On the Strobist blog I read an article last week about how a reader uses several off camera speed lights to photograph the high speed movement of hummingbirds. In this process of using the off camera lighting he freezes the motion to almost eliminate the blur.
Now consider this a hummingbird will beat his wings from 15 to 200 per second. So you need a high shutter spend and High-speed sync with a strobe to stop the action.
The post I read at Strobist blog and Pat’s work is what inspired my photo above of the Rufous Hummingbird, pulling up his landing gear just after take-off. Notice the ripples in the water from the downward air pressure of the wings beating.
I took this at the Coyote Hills Regional Park Nectar Garden. It was the only place I could think of that had a regular visitation of hummingbirds. I went back two days in a row to get this image. As Ms. Brezden used to say “Patience is a virtue in which great things happen”. I know she is didn’t coin it, but man she used to tell me that everyday.

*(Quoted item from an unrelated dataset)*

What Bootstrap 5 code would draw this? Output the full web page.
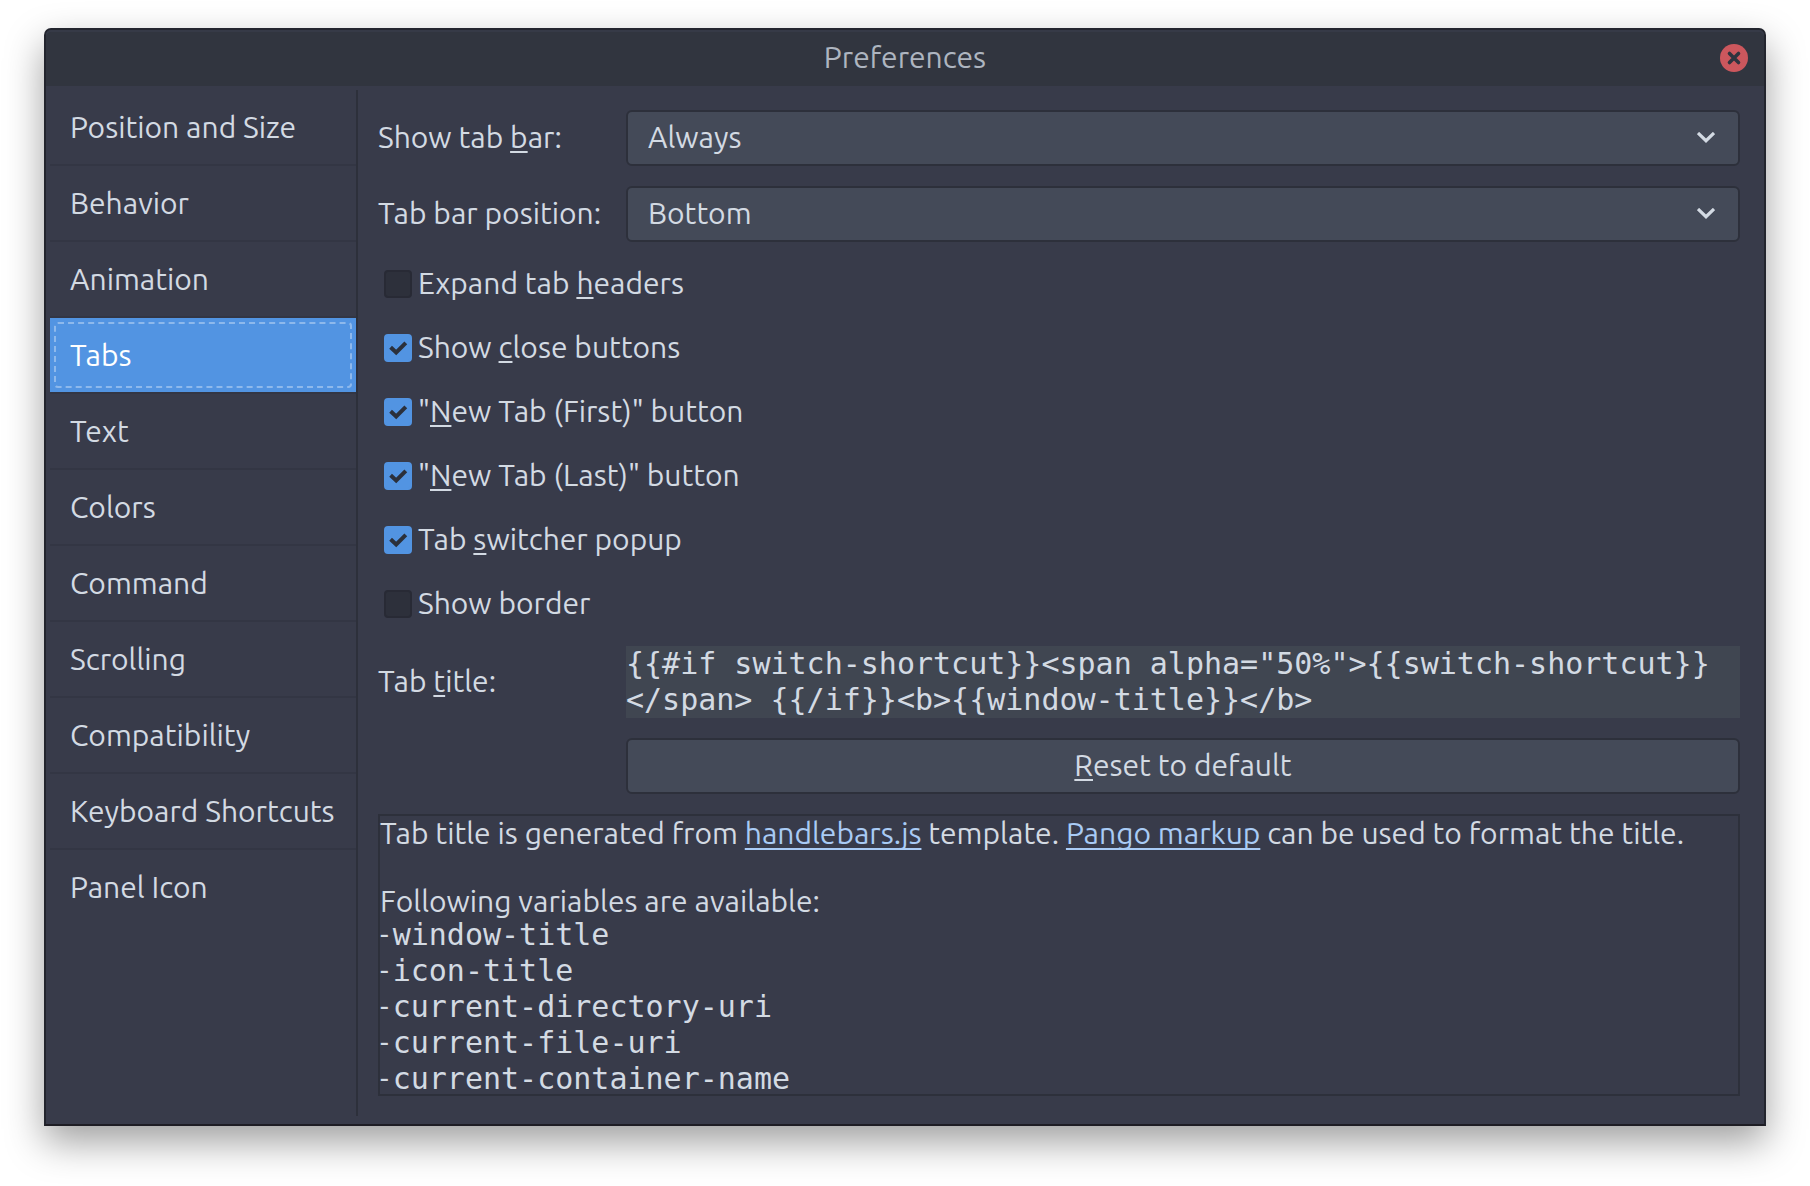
<!DOCTYPE html>
<html lang="en">
<head>
<meta charset="utf-8">
<meta name="viewport" content="width=device-width, initial-scale=1">
<title>Preferences</title>
<link rel="stylesheet" href="https://cdn.jsdelivr.net/npm/bootstrap@5.3.0/dist/css/bootstrap.min.css">
<style>
  :root {
    --pf-bg: #383b4a;
    --pf-header: #31353f;
    --pf-line: #2d303b;
    --pf-text: #d3dae3;
    --pf-button: #444a58;
    --pf-accent: #5294e2;
  }
  body {
    padding: 28px 44px 60px;
    background: #fff;
    color: var(--pf-text);
    font-family: Ubuntu, "Noto Sans", sans-serif;
    font-size: 30px;
    line-height: 34px;
  }
  .dialog-window {
    border: 2px solid #23252e;
    border-bottom-color: #1e1d24;
    border-radius: 7px 7px 0 0;
    background: var(--pf-bg);
    box-shadow: 0 16px 38px rgba(0, 0, 0, .38);
  }
  .title-bar {
    height: 56px;
    padding: 0 16px;
    background: var(--pf-header);
    box-shadow: inset 0 2px #363a47;
    border-radius: 5px 5px 0 0;
  }
  .title-bar h1 { padding-bottom: 2px; font-size: 30px; line-height: 34px; font-weight: 400; color: #aeb5c0; }
  .title-bar::before { content: ""; width: 28px; }
  .close-button { width: 28px; height: 28px; border: 0; padding: 0; background: none; }
  .close-button svg { display: block; }

  .side-pages { width: 308px; margin: 4px 0 8px 4px; border-right: 2px solid var(--pf-line); }
  .side-pages .list-group {
    --bs-list-group-bg: transparent;
    --bs-list-group-color: var(--pf-text);
    --bs-list-group-action-color: var(--pf-text);
    --bs-list-group-border-color: #333644;
    --bs-list-group-active-bg: var(--pf-accent);
    --bs-list-group-active-color: #fff;
    --bs-list-group-active-border-color: #333644;
  }
  .side-pages .list-group-item {
    height: 76px;
    padding: 0 0 0 20px;
    line-height: 74px;
    border-width: 0 0 2px;
    background-clip: padding-box;
    white-space: nowrap;
  }
  .side-pages .list-group-item + .list-group-item.active { margin-top: 0; border-top-width: 0; }
  .side-pages .list-group-item.active::after {
    content: "";
    position: absolute;
    inset: 4px;
    border: 2px dashed rgba(255, 255, 255, .35);
    border-radius: 4px;
  }

  .page-body { padding: 24px 24px 28px 20px; gap: 20px; min-width: 0; }
  .field-row { display: grid; grid-template-columns: 228px minmax(0, 1fr); column-gap: 20px; align-items: center; }
  .page-body label { padding-bottom: 2px; white-space: nowrap; }
  u { text-decoration-thickness: 2px; text-underline-offset: 3px; text-decoration-skip-ink: none; }

  .page-body .form-select {
    height: 56px;
    padding: 0 60px 2px 20px;
    border: 2px solid var(--pf-line);
    border-radius: 6px;
    color: var(--pf-text);
    font-size: 30px;
    line-height: 34px;
    background-color: var(--pf-button);
    background-image: url("data:image/svg+xml,%3Csvg xmlns='http://www.w3.org/2000/svg' width='18' height='12' viewBox='0 0 18 12'%3E%3Cpath d='M1 1 9 8.7 17 1' fill='none' stroke='%23d3dae3' stroke-width='3.2'/%3E%3C/svg%3E");
    background-size: 18px 12px;
    background-position: right 23px center;
  }
  .page-body .form-check { height: 44px; min-height: 0; margin: 0; padding: 0 0 0 6px; gap: 6px; }
  .page-body .form-check-input {
    float: none;
    flex: none;
    width: 28px;
    height: 28px;
    margin: 0;
    border: 2px solid #282a35;
    border-radius: 4px;
    background-color: #2d303b;
  }
  .page-body .form-check-input:checked {
    border-color: var(--pf-accent);
    background-color: var(--pf-accent);
    background-origin: border-box;
    background-size: 28px 28px;
    background-image: url("data:image/svg+xml,%3Csvg xmlns='http://www.w3.org/2000/svg' viewBox='0 0 28 28'%3E%3Cpath d='M6.6 13.2 12.2 18.4 21.8 8.8' fill='none' stroke='%232b303b' stroke-width='4'/%3E%3C/svg%3E");
  }
  .mono-text { font-family: "DejaVu Sans Mono", monospace; font-size: 30px; line-height: 36px; }
  .template-box {
    display: block;
    height: 72px;
    padding: 0;
    border: 0;
    border-radius: 0;
    background: #404651;
    color: var(--pf-text);
    resize: none;
    overflow: hidden;
  }
  .reset-button {
    --bs-btn-color: var(--pf-text);
    --bs-btn-bg: var(--pf-button);
    --bs-btn-border-color: var(--pf-line);
    height: 56px;
    padding: 0 0 2px;
    border-width: 2px;
    border-radius: 6px;
    font-size: 30px;
    line-height: 34px;
    grid-column: 2;
  }
  .help-frame { border: 2px solid var(--pf-line); }
  .help-frame p { margin: 0 0 34px; }
  .help-frame p:last-of-type { margin: 0; }
  .help-frame ul { margin: -1px 0 -3px; }
  .help-frame a { color: #a9cbf5; text-decoration-thickness: 2px; text-underline-offset: 4px; text-decoration-skip-ink: none; }
</style>
<script src="https://cdn.jsdelivr.net/npm/bootstrap@5.3.0/dist/js/bootstrap.bundle.min.js"></script>
</head>
<body>
<main class="dialog-window">
  <header class="title-bar d-flex align-items-center justify-content-between">
    <h1 class="m-0">Preferences</h1>
    <button type="button" class="close-button" aria-label="Close">
      <svg width="28" height="28" viewBox="0 0 28 28" aria-hidden="true">
        <circle cx="14" cy="14" r="14" fill="#cc575d"/>
        <path d="M9.5 9.5l9 9M18.5 9.5l-9 9" stroke="#2f343f" stroke-width="3.6" stroke-linecap="round"/>
      </svg>
    </button>
  </header>
  <div class="d-flex">
    <nav class="side-pages flex-shrink-0" aria-label="Preference pages">
      <div class="list-group list-group-flush">
        <a href="#" class="list-group-item list-group-item-action">Position and Size</a>
        <a href="#" class="list-group-item list-group-item-action">Behavior</a>
        <a href="#" class="list-group-item list-group-item-action">Animation</a>
        <a href="#" class="list-group-item list-group-item-action active" aria-current="page">Tabs</a>
        <a href="#" class="list-group-item list-group-item-action">Text</a>
        <a href="#" class="list-group-item list-group-item-action">Colors</a>
        <a href="#" class="list-group-item list-group-item-action">Command</a>
        <a href="#" class="list-group-item list-group-item-action">Scrolling</a>
        <a href="#" class="list-group-item list-group-item-action">Compatibility</a>
        <a href="#" class="list-group-item list-group-item-action">Keyboard Shortcuts</a>
        <a href="#" class="list-group-item list-group-item-action border-0">Panel Icon</a>
      </div>
    </nav>
    <form class="page-body d-flex flex-column flex-grow-1">
      <div class="field-row">
        <label for="show-bar">Show tab <u>b</u>ar:</label>
        <select id="show-bar" class="form-select"><option selected>Always</option></select>
      </div>
      <div class="field-row">
        <label for="bar-position">Tab bar position:</label>
        <select id="bar-position" class="form-select"><option selected>Bottom</option></select>
      </div>
      <div class="form-check d-flex align-items-center">
        <input class="form-check-input" type="checkbox" id="expand-headers">
        <label for="expand-headers">Expand tab <u>h</u>eaders</label>
      </div>
      <div class="form-check d-flex align-items-center">
        <input class="form-check-input" type="checkbox" id="close-buttons" checked>
        <label for="close-buttons">Show <u>c</u>lose buttons</label>
      </div>
      <div class="form-check d-flex align-items-center">
        <input class="form-check-input" type="checkbox" id="new-first" checked>
        <label for="new-first">"<u>N</u>ew Tab (First)" button</label>
      </div>
      <div class="form-check d-flex align-items-center">
        <input class="form-check-input" type="checkbox" id="new-last" checked>
        <label for="new-last">"<u>N</u>ew Tab (Last)" button</label>
      </div>
      <div class="form-check d-flex align-items-center">
        <input class="form-check-input" type="checkbox" id="switcher" checked>
        <label for="switcher">Tab <u>s</u>witcher popup</label>
      </div>
      <div class="form-check d-flex align-items-center">
        <input class="form-check-input" type="checkbox" id="show-border">
        <label for="show-border">Show border</label>
      </div>
      <div class="field-row">
        <label for="tab-title">Tab <u>t</u>itle:</label>
        <textarea id="tab-title" class="template-box mono-text w-100" rows="2" spellcheck="false">{{#if switch-shortcut}}&lt;span alpha="50%"&gt;{{switch-shortcut}}
&lt;/span&gt; {{/if}}&lt;b&gt;{{window-title}}&lt;/b&gt;</textarea>
      </div>
      <div class="field-row">
        <button type="button" class="btn reset-button"><u>R</u>eset to default</button>
      </div>
      <div class="help-frame">
        <p>Tab title is generated from <a href="#">handlebars.js</a> template. <a href="#">Pango markup</a> can be used to format the title.</p>
        <p>Following variables are available:</p>
        <ul class="list-unstyled">
          <li class="d-flex gap-1"><span>-</span><span class="mono-text">window-title</span></li>
          <li class="d-flex gap-1"><span>-</span><span class="mono-text">icon-title</span></li>
          <li class="d-flex gap-1"><span>-</span><span class="mono-text">current-directory-uri</span></li>
          <li class="d-flex gap-1"><span>-</span><span class="mono-text">current-file-uri</span></li>
          <li class="d-flex gap-1"><span>-</span><span class="mono-text">current-container-name</span></li>
        </ul>
      </div>
    </form>
  </div>
</main>
</body>
</html>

My image was taken with ambient light. I pumped up my ISO to 800 used my 300mm prime lens set wide open at f/4 and shutter speed at 1/2500 of a second. I set my camera on my tripod, and just waited for my quarry to come to me.
In the garden they have three water fountains, bird baths that the hummingbirds like to drink at. The walkway converges right in the middle of these fountains. All I had to do is wait. It wasn’t long and I could hear the familiar, but distinctive click or chirp that they make. I would hear them buzz around behind me. As they would get close to the birdbath I would slowly put my eye to the view finder and slightly adjust the camera to where they might be next.
Hummingbirds can be very skittish. Plus they have a great need not to stay in one place for more then they have too.